SB 100 last month passed in the state Assembly and the state Senate with unanimous Democratic support. The only Republican in either body to vote yes was Assemblywoman Catharine Baker of San Ramon. Former California Gov. Arnold Schwarzenegger, a Republican and outspoken critic of Trump, wrote a letter of support for the bill in the week prior to the vote.

“California must take a stand and tell the world we are, as always, undeterred by those who wish to stop our progress and move backwards. We continue to move forward, and passing SB 100 is one of the boldest moves we can make to help save our climate and way of life,” Schwarzenegger wrote.

A July poll by the non-partisan research organization Public Policy Institute of California said 67% of likely voters in the state favored the move toward 100% renewable energy, with 21% opposed and the rest undecided.

The California Public Utilities Commission said prices for both solar and wind power have dropped in the state, with the price utilities paid for solar energy down 77% between 2008 and 2015, with the price of wind contracts falling 47% during that same period.

State data shows that since 2004, when renewable energy projects began being developed in earnest in California, the state’s GHG emissions have fallen 13%. Officials say the state’s economy has grown 26% since 2004.

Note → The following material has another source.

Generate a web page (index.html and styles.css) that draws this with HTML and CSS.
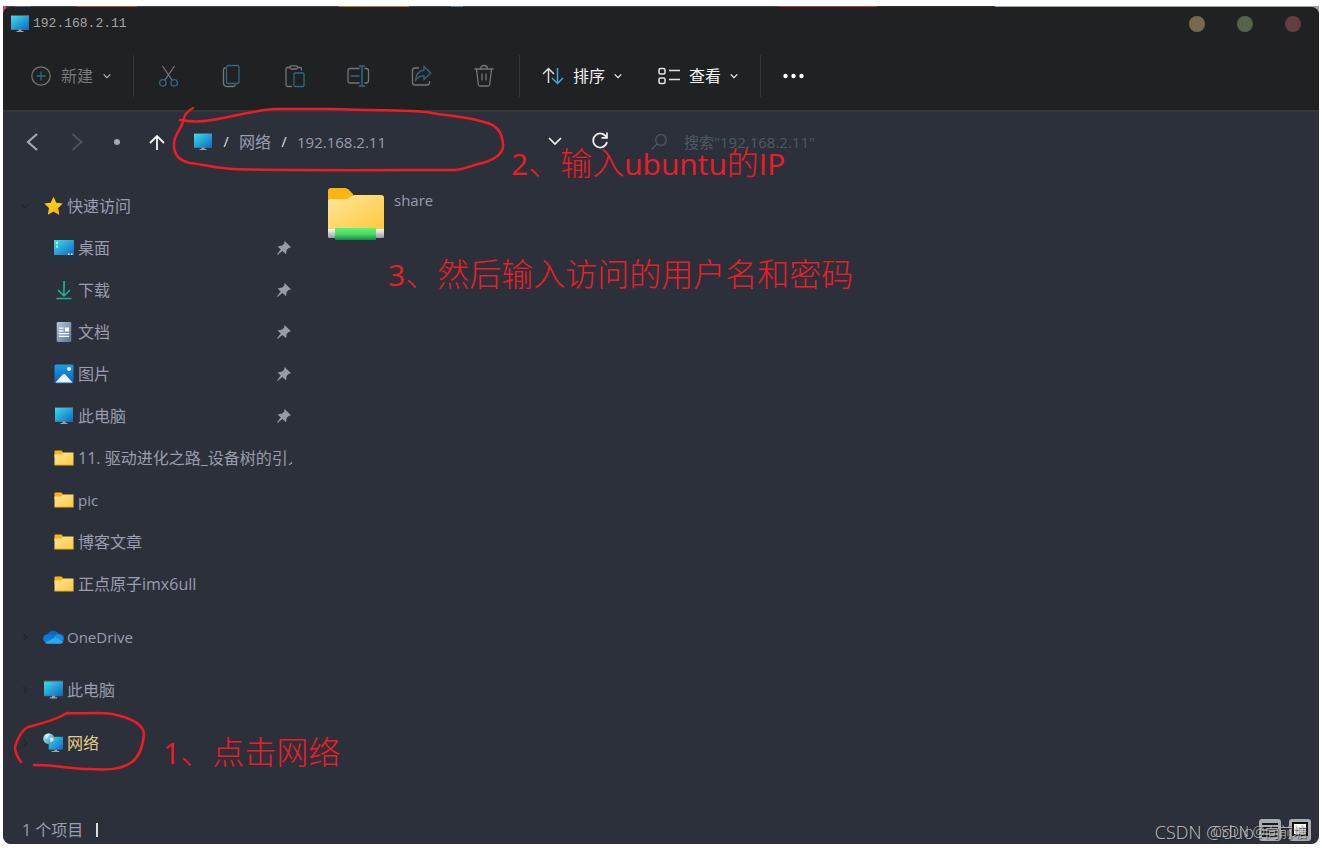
FILE: index.html
```html
<!DOCTYPE html>
<html lang="zh-CN">
<head>
<meta charset="utf-8">
<meta name="viewport" content="width=device-width, initial-scale=1">
<title>192.168.2.11</title>
<link rel="stylesheet" href="styles.css">
</head>
<body>
<svg class="defs" aria-hidden="true">
  <defs>
    <linearGradient id="g-screen" x1="0" y1="0" x2="1" y2="1"><stop offset="0" stop-color="#3fdcea"/><stop offset="1" stop-color="#0b68c4"/></linearGradient>
    <linearGradient id="g-folder" x1="0" y1="0" x2="1" y2="1"><stop offset="0" stop-color="#ffe59c"/><stop offset="1" stop-color="#ffc93a"/></linearGradient>
    <linearGradient id="g-doc" x1="0" y1="0" x2="1" y2="1"><stop offset="0" stop-color="#b4c6dc"/><stop offset="1" stop-color="#56759a"/></linearGradient>
    <linearGradient id="g-pic" x1="0" y1="0" x2="0" y2="1"><stop offset="0" stop-color="#1ba0e6"/><stop offset="1" stop-color="#0b5cb8"/></linearGradient>
    <linearGradient id="g-green" x1="0" y1="0" x2="0" y2="1"><stop offset="0" stop-color="#5cf277"/><stop offset=".5" stop-color="#4bdc69"/><stop offset="1" stop-color="#148a43"/></linearGradient>
    <linearGradient id="g-pipe" x1="0" y1="0" x2="0" y2="1"><stop offset="0" stop-color="#fafafa"/><stop offset="1" stop-color="#9c9ca0"/></linearGradient>
    <linearGradient id="g-down" x1="0" y1="0" x2="1" y2="1"><stop offset="0" stop-color="#38cb8e"/><stop offset="1" stop-color="#12a59a"/></linearGradient>
    <linearGradient id="g-globe" x1="0" y1="0" x2="1" y2="1"><stop offset="0" stop-color="#c4eefa"/><stop offset="1" stop-color="#2788c4"/></linearGradient>
  </defs>
  <symbol id="i-monitor" viewBox="0 0 20 18"><path d="M1 0h18v15H1z" fill="#55606a"/><path d="M1 1h18v13.500H1z" fill="url(#g-screen)"/><path d="M8.500 14.500h3V16h2v1h-7v-1h2z" fill="#9aa4ab"/></symbol>
  <symbol id="i-chev" viewBox="0 0 8 8"><path d="M.7 2.300 4 5.600l3.300-3.300" fill="none" stroke="currentColor" stroke-width="1.200"/></symbol>
  <symbol id="i-pin" viewBox="0 0 16 16"><path d="M8.600 1 15 7.200l-2.300.7-2.100 2.200-.5 4.200-3.700-3.400L1.500 15 1 14.600l3.700-5L1.600 6.400l4.600-.8 2-2.200z" fill="#949ca5"/></symbol>
  <symbol id="i-folder" viewBox="0 0 20 16"><path d="M.5 1.500Q.5.500 1.500.500h6L9.500 3v4h-9z" fill="#fbb414"/><path d="M.5 4.500h7L9.500 2.500h10V15H.5z" fill="url(#g-folder)"/><path d="M.5 15h19" stroke="#eab028"/></symbol>
</svg>

<div class="desktop">
<main class="window">
  <header class="titlebar">
    <svg class="mon"><use href="#i-monitor"/></svg>
    <h1 class="title">192.168.2.11</h1>
    <div class="controls">
      <button class="dot min" aria-label="最小化"></button>
      <button class="dot max" aria-label="最大化"></button>
      <button class="dot close" aria-label="关闭"></button>
    </div>
  </header>

  <div class="toolbar">
    <button class="tool new">
      <svg width="20" height="20" fill="none"><circle cx="10" cy="10" r="9.200" stroke="#74767a" stroke-width="1.200"/><path d="M10 5.500v9M5.500 10h9" stroke="#2f6885" stroke-width="1.300"/></svg>
      <span class="gray">新建</span><svg class="chev"><use href="#i-chev"/></svg>
    </button>
    <i class="sep"></i>
    <div class="icons">
      <button aria-label="剪切"><svg viewBox="0 0 24 24" fill="none" stroke-width="1.300"><path d="M5.500 2 15 16M17.500 2 8 16" stroke="#74767a"/><circle cx="5.800" cy="18.800" r="3.200" stroke="#2f6885"/><circle cx="17.200" cy="18.800" r="3.200" stroke="#2f6885"/></svg></button>
      <button aria-label="复制"><svg viewBox="0 0 24 24" fill="none" stroke-width="1.300"><path d="M5.500 3.500Q3.500 4 3.500 6v12.500q0 4 4 4h5.500q2 0 2.500-2" stroke="#74767a"/><rect x="6.500" y="1.500" width="12.500" height="18" rx="2" stroke="#2f6885"/></svg></button>
      <button aria-label="粘贴"><svg viewBox="0 0 24 24" fill="none" stroke-width="1.300"><path d="M7 3.500H4.500Q3 3.500 3 5v16q0 1.500 1.500 1.500H9M14.500 3.500H17q1.500 0 1.500 1.500v1.500" stroke="#74767a"/><rect x="7" y="1.800" width="7.500" height="3.200" rx="1.500" stroke="#74767a"/><rect x="11" y="9" width="10" height="13.500" rx="1" stroke="#2f6885"/></svg></button>
      <button aria-label="重命名"><svg viewBox="0 0 24 24" fill="none" stroke-width="1.300"><path d="M13.500 4.500H4Q2 4.500 2 6.500v10q0 2.500 2 2.500h9.500M18.500 4.500H20q2.500 0 2.500 2v10q0 2.500-2.500 2.500h-1.500" stroke="#74767a"/><path d="M16 2.500v19M12.800 2h6.400M12.800 22h6.400M4.500 12h9" stroke="#2f6885" stroke-width="1.600"/></svg></button>
      <button aria-label="共享"><svg viewBox="0 0 24 24" fill="none" stroke-width="1.300"><path d="M10 4H6Q3.500 4 3.500 6.500v12Q3.500 21 6 21h12q2.500 0 2.500-2.500V17" stroke="#74767a"/><path d="M15 2.500 21.700 9 15 15.500V12q-5-.4-8.300 4Q7 7.500 15 6z" stroke="#2f6885"/></svg></button>
      <button aria-label="删除"><svg viewBox="0 0 24 24" fill="none" stroke="#74767a" stroke-width="1.300"><path d="M2.500 5h19M8.500 5q0-3.500 3.500-3.500T15.500 5M4.500 5l1.800 15.500q.2 1.500 1.700 1.500h8q1.500 0 1.700-1.500L19.500 5M10 9.500v7M14 9.500v7"/></svg></button>
    </div>
    <i class="sep"></i>
    <button class="tool sort">
      <svg width="22" height="20" fill="none" stroke-width="1.500"><path d="M6.500 17V2.500M1 8l5.500-5.500L12 8" stroke="#dcdcdc"/><path d="M15.500 2v15M10 12l5.500 5.500L21 12" stroke="#3fa6db"/></svg>
      <span>排序</span><svg class="chev"><use href="#i-chev"/></svg>
    </button>
    <button class="tool">
      <svg width="22" height="20" fill="none" stroke="#e4e4e4" stroke-width="1.500"><rect x="1" y="2.500" width="6" height="5.500" rx="1.500"/><rect x="1" y="12" width="6" height="5.500" rx="1.500"/><path d="M11 4.500h11M11 13.500h11"/></svg>
      <span>查看</span><svg class="chev"><use href="#i-chev"/></svg>
    </button>
    <i class="sep"></i>
    <button class="tool" aria-label="更多"><svg width="22" height="20" fill="#fff"><circle cx="2.500" cy="10" r="2.200"/><circle cx="10.500" cy="10" r="2.200"/><circle cx="18.500" cy="10" r="2.200"/></svg></button>
  </div>

  <div class="navbar">
    <div class="history">
      <button aria-label="后退"><svg width="24" height="24" fill="none" stroke="#a3a7b0" stroke-width="2.200"><path d="M17 4 8 12l9 8"/></svg></button>
      <button aria-label="前进"><svg width="24" height="24" fill="none" stroke="#4c505a" stroke-width="2"><path d="m7.500 4 9 8-9 8"/></svg></button>
      <button aria-label="最近位置"><svg width="14" height="24" fill="#a3a7b0"><circle cx="7" cy="12" r="3"/></svg></button>
      <button aria-label="向上"><svg width="24" height="24" fill="none" stroke="#f4f4f4" stroke-width="1.800"><path d="M12 20V6M5 13l7-7 7 7"/></svg></button>
    </div>
    <nav class="crumbs" aria-label="地址">
      <svg class="mon"><use href="#i-monitor"/></svg>
      <span class="slash">/</span><a href="#">网络</a><span class="slash">/</span><a class="latin" href="#">192.168.2.11</a>
    </nav>
    <div class="go">
      <button aria-label="展开"><svg width="16" height="20" fill="none" stroke="#f0f0f0" stroke-width="1.700"><path d="m2 6 6 6 6-6"/></svg></button>
      <button aria-label="刷新"><svg width="18" height="20" fill="none" stroke="#f0f0f0" stroke-width="1.700"><path d="M15.500 5.500A7 7 0 1 0 16 10M16 .5v5.300h-5.500"/></svg></button>
    </div>
    <label class="search">
      <svg width="18" height="20" fill="none" stroke="#4c5964" stroke-width="1.300"><circle cx="11" cy="8" r="5.300"/><path d="M7.200 12 1.500 17.500"/></svg>
      <input type="text" aria-label="搜索" placeholder="搜索&quot;192.168.2.11&quot;">
    </label>
  </div>

  <div class="body">
    <nav class="side" aria-label="导航窗格">
      <section>
        <a class="row top" href="#"><svg class="twist"><use href="#i-chev"/></svg><svg class="ico" viewBox="0 0 20 20"><path d="m10 .8 2.800 6 6.400.8-4.700 4.500 1.200 6.600L10 15.500l-5.700 3.200 1.200-6.600L.8 7.600l6.400-.8z" fill="#ffc815"/><path d="m10 15.500 5.700 3.200-1.200-6.600 4.700-4.500z" fill="#ffb40a"/></svg><span>快速访问</span></a>
        <a class="row" href="#"><svg class="ico" viewBox="0 0 20 18"><path d="M0 1h20v15H0z" fill="url(#g-screen)"/><path d="M2 3h2v2H2zM2 6.500h2v2H2zM14 14.500h1.500V16H14zM17 14.500h1.500V16H17z" fill="#d8fbff"/></svg><span>桌面</span><svg class="pin"><use href="#i-pin"/></svg></a>
        <a class="row" href="#"><svg class="ico" viewBox="0 0 20 20" fill="none" stroke="url(#g-down)" stroke-width="1.500"><path d="M10.100 1 9.900 15.500M4 10l6 6 6-6M2.500 18.500l15 .1"/></svg><span>下载</span><svg class="pin"><use href="#i-pin"/></svg></a>
        <a class="row" href="#"><svg class="ico" viewBox="0 0 20 22"><rect x="2" width="16" height="22" rx="1.500" fill="url(#g-doc)"/><path d="M4.500 6h5v1.500h-5zM4.500 9h5v1.500h-5zM11 6h4.500v4.500H11zM4.500 12h11v1.500h-11zM4.500 15h11v1.500h-11z" fill="#fff"/></svg><span>文档</span><svg class="pin"><use href="#i-pin"/></svg></a>
        <a class="row" href="#"><svg class="ico" viewBox="0 0 20 20"><rect x=".5" y=".5" width="19" height="19" rx="1.500" fill="url(#g-pic)"/><path d="m1.500 18.500 7-7.800q1.500-1.300 3 0l7 7.800z" fill="#f0f8ff"/><circle cx="15" cy="5" r="1.900" fill="#fff"/></svg><span>图片</span><svg class="pin"><use href="#i-pin"/></svg></a>
        <a class="row" href="#"><svg class="ico"><use href="#i-monitor"/></svg><span>此电脑</span><svg class="pin"><use href="#i-pin"/></svg></a>
        <a class="row" href="#"><svg class="ico"><use href="#i-folder"/></svg><span class="clip">11. 驱动进化之路_设备树的引入</span></a>
        <a class="row latin" href="#"><svg class="ico"><use href="#i-folder"/></svg><span>pic</span></a>
        <a class="row" href="#"><svg class="ico"><use href="#i-folder"/></svg><span>博客文章</span></a>
        <a class="row" href="#"><svg class="ico"><use href="#i-folder"/></svg><span>正点原子imx6ull</span></a>
      </section>
      <section><a class="row top latin" href="#"><svg class="twist shut"><use href="#i-chev"/></svg><svg class="ico" viewBox="0 0 22 15"><path d="M5 14a4.600 4.600 0 0 1-.5-9.100A7 7 0 0 1 16.500 4 5 5 0 0 1 18 14z" fill="#0a68bd"/><path d="M4.500 4.900q2-.5 4.500.8l6.500 4L3 13.600a4.500 4.500 0 0 1 1.500-8.700z" fill="#0f7ad6"/><path d="M11 7.500Q13 3.800 17 5q4.500 1 4.300 5l-6 1z" fill="#1490df"/><path d="m2 13.200 11-5.500 8.300 4.500Q20 14.500 18 14.500H5q-2 0-3-1.300z" fill="#2ba8ee"/></svg><span>OneDrive</span></a></section>
      <section><a class="row top" href="#"><svg class="twist shut"><use href="#i-chev"/></svg><svg class="ico"><use href="#i-monitor"/></svg><span>此电脑</span></a></section>
      <section><a class="row top current" href="#" aria-current="page"><svg class="twist shut"><use href="#i-chev"/></svg><svg class="ico" viewBox="0 0 22 21"><path d="M6 4h15v13.500H6z" fill="url(#g-screen)"/><path d="M12 17.500h3V19h2v1H9v-1h3z" fill="#9aa4ab"/><circle cx="6" cy="6" r="5.800" fill="url(#g-globe)"/><path d="M2 2.500q3-2.500 5-1.500L6 3.500l-3 3zM7 5l4 0v3L8 10z" fill="#d6eaf2"/></svg><span>网络</span></a></section>
    </nav>
    <section class="files">
      <a class="file" href="#">
        <svg width="56" height="52"><path d="M0 3q0-3 3-3h14q2 0 3.500 1.500L25 6v9H0z" fill="#fbb414"/><path d="M0 13q0-2 2-2h15q3 0 4.500-1.500T26 7h27q3 0 3 3v33H0z" fill="url(#g-folder)"/><path d="M0 41h56v8q0 1-1 1H1q-1 0-1-1z" fill="url(#g-pipe)"/><rect x="7" y="40" width="41" height="12" rx="1" fill="url(#g-green)"/></svg>
        <span>share</span>
      </a>
    </section>
  </div>

  <footer class="status">
    <span>1 个项目</span><i class="caret"></i>
    <div class="views">
      <button aria-label="详细信息"><svg width="22" height="22" fill="none" stroke="#181a1d" stroke-width="2"><path d="M3 5h16M3 9h16M3 13h16M3 17h16"/></svg></button>
      <button aria-label="大图标"><svg width="22" height="22"><rect x="4" y="4" width="14" height="12" fill="#fff" stroke="#111" stroke-width="2"/></svg></button>
    </div>
  </footer>

  <p class="mark large">CSDN @duo</p>
  <p class="mark small">CSDN @向前塘</p>
  <svg class="ink" viewBox="0 0 520 780" width="520" height="780" aria-hidden="true">
    <path d="M193 108Q185 112 183 121C182 129 173 135 174 145C174 156 180 161 190 163C207 165 215 168 232 169C280 171 400 170 455 170C466 169 470 166 478 164C491 161 504 156 503 144C502 132 497 125 484 122C466 116 448 116 432 113C422 110 400 111 330 109H274C250 111 232 117 212 120Q196 123 180 120"/>
    <path d="M21 762Q15 754 15 747C17 739 22 730 28 727C40 724 54 721 67 713C80 714 99 712 112 714C127 717 144 723 144 735C143 744 140 756 132 762C121 770 106 770 88 769C68 769 61 765 34 765"/>
  </svg>
  <p class="note n1"><span>1</span>、点击网络</p>
  <p class="note n2"><span>2</span>、输入<span>ubuntu</span>的<span>IP</span></p>
  <p class="note n3"><span>3</span>、然后输入访问的用户名和密码</p>
</main>
</div>
</body>
</html>
```
FILE: styles.css
```css
* { box-sizing: border-box; }
body {
  margin: 0;
  padding: 6px 3px 7px;
  background: #fff;
  color: #9a9caf;
  font: 400 16px/24px "Open Sans", "Noto Sans CJK SC", sans-serif;
}
h1, p { margin: 0; font-weight: inherit; }
button { padding: 0; border: 0; background: none; color: inherit; font: inherit; display: flex; align-items: center; }
a { color: inherit; text-decoration: none; }
svg { display: block; flex: none; }
.defs { position: absolute; width: 0; height: 0; }
.desktop {
  padding-top: 1px;
  background: linear-gradient(90deg, #d04a50 0 3px, #454749 3px 12px, #3f68a8 12px 28px, #454749 28px 74px, #a0583a 74px 134px, #454749 134px 336px, #b07a30 336px 406px, #454749 406px 448px, #3e8e98 448px 460px, #454749 460px 777px, #a8403e 777px 874px, #3b3035 874px 992px, #9ea3a5 992px);
  border-radius: 0 0 8px 8px;
}
.window {
  position: relative;
  display: flex;
  flex-direction: column;
  min-height: calc(100vh - 14px);
  background: #2c303b;
  border-radius: 8px;
  overflow: hidden;
}
.titlebar { display: flex; align-items: center; gap: 3px; height: 34px; padding: 0 18px 0 7px; background: #202122; }
.mon { width: 20px; height: 18px; }
.title { font: 13px/20px "Liberation Mono", monospace; color: #a4a4a4; }
.controls { display: flex; gap: 32px; margin-left: auto; }
.dot { width: 16px; height: 16px; border-radius: 50%; }
.min { background: #78684c; }
.max { background: #55634c; }
.close { background: #653c41; }
.toolbar { display: flex; align-items: center; height: 71px; padding: 0 28px; color: #f4f4f4; background: #202122; border-bottom: 2px solid #353637; }
.tool { gap: 9px; }
.tool + .tool { margin-left: 36px; }
.tool .gray { color: #77797c; }
.new { color: #b8b8b8; gap: 10px; }
.chev { width: 8px; height: 8px; }
.sep { width: 1px; height: 42px; margin: 0 22px; background: #353637; flex: none; }
.icons { display: flex; gap: 39px; margin: 0 1px; }
.icons svg { width: 24px; height: 24px; }
.navbar { display: flex; align-items: center; height: 60px; padding: 0 17px; }
.history { display: flex; gap: 21px; }
.crumbs { display: flex; align-items: center; gap: 10px; flex: 0 1 354px; margin-left: 24px; }
.slash { color: #e0e0e0; width: 6px; text-align: center; font-size: 14px; }
.latin { font-size: 15px; }
.go { display: flex; gap: 28px; }
.search { display: flex; align-items: center; flex: 1; gap: 16px; margin-left: 41px; }
.search input { flex: 1; min-width: 0; padding: 0; border: 0; outline: 0; background: none; color: #9a9caf; font: inherit; font-size: 15px; }
.search input::placeholder { color: #4c5964; opacity: 1; }
.body { display: flex; flex: 1; }
.side { flex: 0 0 297px; min-width: 0; width: 297px; padding-top: 13px; }
.side section + section { margin-top: 11px; }
.row { display: flex; align-items: center; gap: 4px; height: 42px; padding: 0 8px 0 51px; }
.row.top { padding-left: 18px; gap: 3px; }
.twist { width: 8px; height: 8px; margin-right: 11px; color: #22252d; }
.shut { transform: rotate(-90deg); }
.ico { width: 20px; height: 20px; }
.row.top .ico { width: 21px; }
.clip { flex: 1; min-width: 0; overflow: hidden; white-space: nowrap; }
.pin { width: 16px; height: 16px; margin-left: auto; }
.current { color: #e6cc84; }
.files { flex: 1; padding: 16px 28px; }
.file { display: flex; gap: 10px; width: 200px; font-size: 15px; }
.status { display: flex; align-items: center; height: 29px; padding: 0 8px 0 19px; }
.caret { width: 2px; height: 14px; margin-left: 13px; background: #ddd; }
.views { display: flex; gap: 8px; margin-left: auto; }
.views button { background: #a9abad; border-radius: 3px; }
.mark { position: absolute; bottom: 0; color: #c4c6ca; font-weight: 300; white-space: nowrap; text-shadow: 1px 1px 1px #222; }
.large { right: 65px; font-size: 18px; }
.small { right: 12px; font-size: 14px; }
.ink { position: absolute; left: -3px; top: -7px; fill: none; stroke: #ee1c25; stroke-width: 2.500; stroke-linecap: round; pointer-events: none; }
.note { position: absolute; color: #ee1c25; font-size: 32px; font-weight: 300; line-height: 40px; white-space: nowrap; pointer-events: none; }
.note span { font-size: 30px; font-weight: 400; }
.n1 { left: 160px; top: 725px; }
.n2 { left: 508px; top: 136px; }
.n3 { left: 385px; top: 247px; }
```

Previous renewable energy laws in California said those resources include solar, wind, geothermal, biomass, and hydropower. The new law says that 40% of the 100% total can be from “carbon-free” sources—which includes nuclear power, and natural gas-fired power plants with carbon capture technology—after the 60% target is met.

NRG Energy last year ended its development of a natural gas-fired plant in Oxnard. GenOn Energy, a subsidiary of NRG, earlier this year said it would retire three gas-fired plants in California for economic reasons.

California’s lone nuclear plant, Diablo Canyon in San Luis Obispo Country, is owned by PG&E. The utility has said it will close the plant by 2025.